> _PROMPT_
All of the lines below are to be printed again exactly; images are excluded from the output.

> _DATA LINES_
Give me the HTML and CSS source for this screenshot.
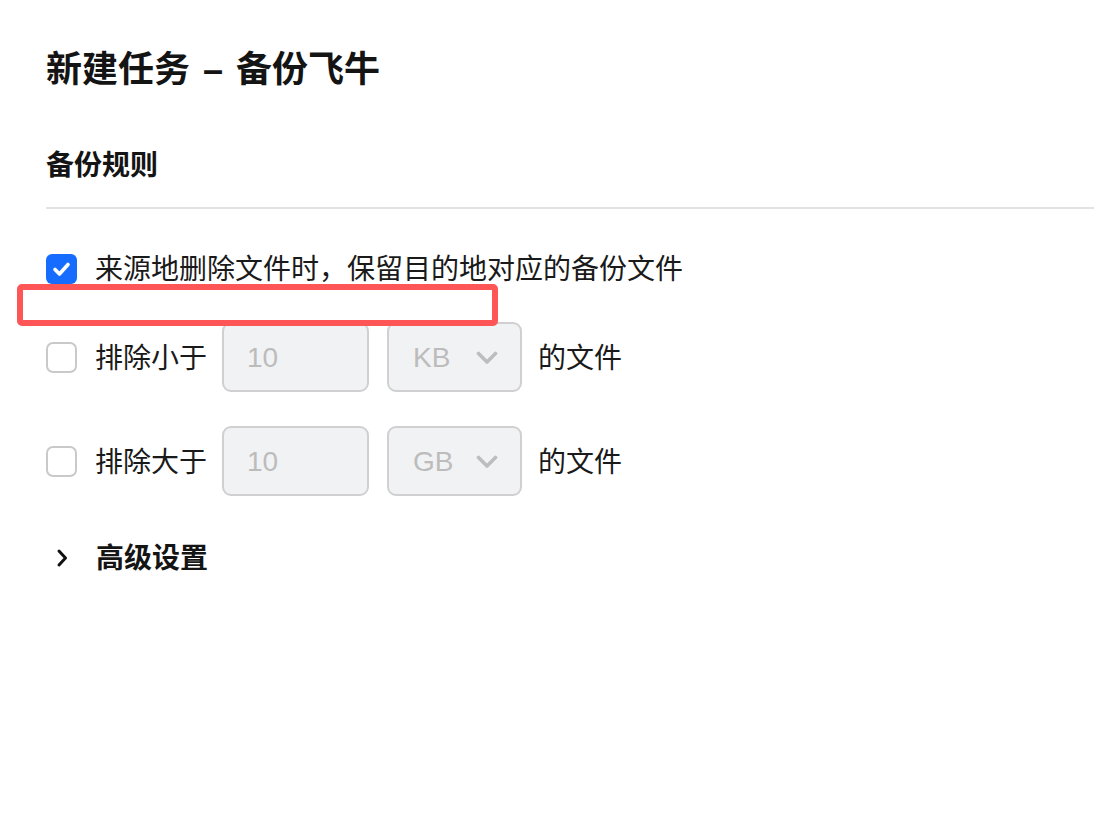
FILE: index.html
```html
<!DOCTYPE html>
<html lang="zh-CN">
<head>
<meta charset="utf-8">
<title>新建任务 - 备份飞牛</title>
<link rel="stylesheet" href="styles.css">
</head>
<body>
<div class="page">
  <h1 class="title">新建任务<span class="dash">–</span>备份飞牛</h1>
  <h2 class="section-title">备份规则</h2>

  <div class="row row-first">
    <span class="checkbox checked">
      <svg viewBox="0 0 31 30" width="31" height="30"><path d="M9 15.5 L13.5 20 L22 10.5" fill="none" stroke="#fff" stroke-width="3.6" stroke-linecap="round" stroke-linejoin="round"/></svg>
    </span>
    <span class="label">来源地删除文件时，保留目的地对应的备份文件</span>
  </div>

  <div class="row row-field">
    <span class="checkbox"></span>
    <span class="label">排除小于</span>
    <div class="input">10</div>
    <div class="select"><span>KB</span>
      <svg class="chev" viewBox="0 0 22 14" width="22" height="14"><path d="M2.5 2.5 L11 11 L19.5 2.5" fill="none" stroke="#bdbdbd" stroke-width="3.6" stroke-linecap="round" stroke-linejoin="round"/></svg>
    </div>
    <span class="label suffix">的文件</span>
  </div>

  <div class="row row-field">
    <span class="checkbox"></span>
    <span class="label">排除大于</span>
    <div class="input">10</div>
    <div class="select"><span>GB</span>
      <svg class="chev" viewBox="0 0 22 14" width="22" height="14"><path d="M2.5 2.5 L11 11 L19.5 2.5" fill="none" stroke="#bdbdbd" stroke-width="3.6" stroke-linecap="round" stroke-linejoin="round"/></svg>
    </div>
    <span class="label suffix">的文件</span>
  </div>

  <div class="row advanced">
    <span class="adv-icon">
      <svg viewBox="0 0 12 20" width="12" height="20"><path d="M3 3 L9.5 10 L3 17" fill="none" stroke="#111" stroke-width="3" stroke-linecap="round" stroke-linejoin="round"/></svg>
    </span>
    <span class="label adv-label">高级设置</span>
  </div>

  <div class="highlight"></div>
</div>
</body>
</html>
```

FILE: styles.css
```css
* { box-sizing: border-box; }

html, body {
  margin: 0;
  padding: 0;
  background: #ffffff;
}

body {
  font-family: "Liberation Sans", "Noto Sans CJK SC", sans-serif;
  color: #1a1a1a;
  overflow: hidden;
}

.page {
  position: relative;
  width: 1094px;
  height: 838px;
  padding: 46px 0 0 46px;
}

.title {
  margin: 0;
  font-size: 36px;
  line-height: 44px;
  padding-top: 2px;
  height: 44px;
  font-weight: 700;
  color: #141414;
}

.dash {
  display: inline-block;
  margin: 0 13px 0 13px;
}

.section-title {
  margin: 54px 0 0 0;
  font-size: 28px;
  line-height: 40px;
  font-weight: 700;
  color: #141414;
  padding-top: 2px;
  padding-bottom: 21px;
  border-bottom: 2px solid #e2e2e2;
}

.row {
  display: flex;
  align-items: center;
}

.row-first {
  margin-top: 39px;
  height: 40px;
}

.row-field {
  margin-top: 34px;
  height: 70px;
}

.label {
  font-size: 28px;
  line-height: 40px;
  padding-top: 4px;
  color: #1a1a1a;
  white-space: nowrap;
}

.checkbox {
  width: 31px;
  height: 31px;
  flex: none;
  margin-right: 18px;
  border: 2px solid #c9c9c9;
  border-radius: 7px;
  background: #fff;
  display: flex;
}

.checkbox.checked {
  border: none;
  background: #166cff;
  border-radius: 6px;
  height: 30px;
  margin-top: 2px;
}

.input {
  margin-left: 15px;
  width: 147px;
  height: 70px;
  border: 2px solid #d0d0d2;
  border-radius: 9px;
  background: #f1f2f4;
  padding-left: 23px;
  padding-top: 2px;
  display: flex;
  align-items: center;
  font-size: 28px;
  color: #bcbcbc;
}

.select {
  margin-left: 18px;
  width: 135px;
  height: 70px;
  border: 2px solid #d0d0d2;
  border-radius: 9px;
  background: #f1f2f4;
  padding: 2px 22px 0 24px;
  display: flex;
  align-items: center;
  justify-content: space-between;
  font-size: 28px;
  color: #bcbcbc;
}

.chev { display: block; }

.suffix { margin-left: 16px; }

.advanced {
  margin-top: 41px;
  height: 40px;
}

.adv-icon {
  width: 50px;
  padding-left: 10px;
  padding-top: 2px;
  display: flex;
  align-items: center;
}

.adv-icon svg { display: block; }

.adv-label { font-weight: 700; color: #141414; }

.highlight {
  position: absolute;
  left: 17px;
  top: 284px;
  width: 481px;
  height: 42px;
  border: 6px solid #fe5656;
  border-radius: 5px;
  pointer-events: none;
}
```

> _THE RESPONSE_
Give me the HTML and CSS source for this screenshot.
FILE: index.html
```html
<!DOCTYPE html>
<html lang="zh-CN">
<head>
<meta charset="utf-8">
<title>新建任务 - 备份飞牛</title>
<link rel="stylesheet" href="styles.css">
</head>
<body>
<div class="page">
  <h1 class="title">新建任务<span class="dash">–</span>备份飞牛</h1>
  <h2 class="section-title">备份规则</h2>

  <div class="row row-first">
    <span class="checkbox checked">
      <svg viewBox="0 0 31 30" width="31" height="30"><path d="M9 15.5 L13.5 20 L22 10.5" fill="none" stroke="#fff" stroke-width="3.6" stroke-linecap="round" stroke-linejoin="round"/></svg>
    </span>
    <span class="label">来源地删除文件时，保留目的地对应的备份文件</span>
  </div>

  <div class="row row-field">
    <span class="checkbox"></span>
    <span class="label">排除小于</span>
    <div class="input">10</div>
    <div class="select"><span>KB</span>
      <svg class="chev" viewBox="0 0 22 14" width="22" height="14"><path d="M2.5 2.5 L11 11 L19.5 2.5" fill="none" stroke="#bdbdbd" stroke-width="3.6" stroke-linecap="round" stroke-linejoin="round"/></svg>
    </div>
    <span class="label suffix">的文件</span>
  </div>

  <div class="row row-field">
    <span class="checkbox"></span>
    <span class="label">排除大于</span>
    <div class="input">10</div>
    <div class="select"><span>GB</span>
      <svg class="chev" viewBox="0 0 22 14" width="22" height="14"><path d="M2.5 2.5 L11 11 L19.5 2.5" fill="none" stroke="#bdbdbd" stroke-width="3.6" stroke-linecap="round" stroke-linejoin="round"/></svg>
    </div>
    <span class="label suffix">的文件</span>
  </div>

  <div class="row advanced">
    <span class="adv-icon">
      <svg viewBox="0 0 12 20" width="12" height="20"><path d="M3 3 L9.5 10 L3 17" fill="none" stroke="#111" stroke-width="3" stroke-linecap="round" stroke-linejoin="round"/></svg>
    </span>
    <span class="label adv-label">高级设置</span>
  </div>

  <div class="highlight"></div>
</div>
</body>
</html>
```

FILE: styles.css
```css
* { box-sizing: border-box; }

html, body {
  margin: 0;
  padding: 0;
  background: #ffffff;
}

body {
  font-family: "Liberation Sans", "Noto Sans CJK SC", sans-serif;
  color: #1a1a1a;
  overflow: hidden;
}

.page {
  position: relative;
  width: 1094px;
  height: 838px;
  padding: 46px 0 0 46px;
}

.title {
  margin: 0;
  font-size: 36px;
  line-height: 44px;
  padding-top: 2px;
  height: 44px;
  font-weight: 700;
  color: #141414;
}

.dash {
  display: inline-block;
  margin: 0 13px 0 13px;
}

.section-title {
  margin: 54px 0 0 0;
  font-size: 28px;
  line-height: 40px;
  font-weight: 700;
  color: #141414;
  padding-top: 2px;
  padding-bottom: 21px;
  border-bottom: 2px solid #e2e2e2;
}

.row {
  display: flex;
  align-items: center;
}

.row-first {
  margin-top: 39px;
  height: 40px;
}

.row-field {
  margin-top: 34px;
  height: 70px;
}

.label {
  font-size: 28px;
  line-height: 40px;
  padding-top: 4px;
  color: #1a1a1a;
  white-space: nowrap;
}

.checkbox {
  width: 31px;
  height: 31px;
  flex: none;
  margin-right: 18px;
  border: 2px solid #c9c9c9;
  border-radius: 7px;
  background: #fff;
  display: flex;
}

.checkbox.checked {
  border: none;
  background: #166cff;
  border-radius: 6px;
  height: 30px;
  margin-top: 2px;
}

.input {
  margin-left: 15px;
  width: 147px;
  height: 70px;
  border: 2px solid #d0d0d2;
  border-radius: 9px;
  background: #f1f2f4;
  padding-left: 23px;
  padding-top: 2px;
  display: flex;
  align-items: center;
  font-size: 28px;
  color: #bcbcbc;
}

.select {
  margin-left: 18px;
  width: 135px;
  height: 70px;
  border: 2px solid #d0d0d2;
  border-radius: 9px;
  background: #f1f2f4;
  padding: 2px 22px 0 24px;
  display: flex;
  align-items: center;
  justify-content: space-between;
  font-size: 28px;
  color: #bcbcbc;
}

.chev { display: block; }

.suffix { margin-left: 16px; }

.advanced {
  margin-top: 41px;
  height: 40px;
}

.adv-icon {
  width: 50px;
  padding-left: 10px;
  padding-top: 2px;
  display: flex;
  align-items: center;
}

.adv-icon svg { display: block; }

.adv-label { font-weight: 700; color: #141414; }

.highlight {
  position: absolute;
  left: 17px;
  top: 284px;
  width: 481px;
  height: 42px;
  border: 6px solid #fe5656;
  border-radius: 5px;
  pointer-events: none;
}
```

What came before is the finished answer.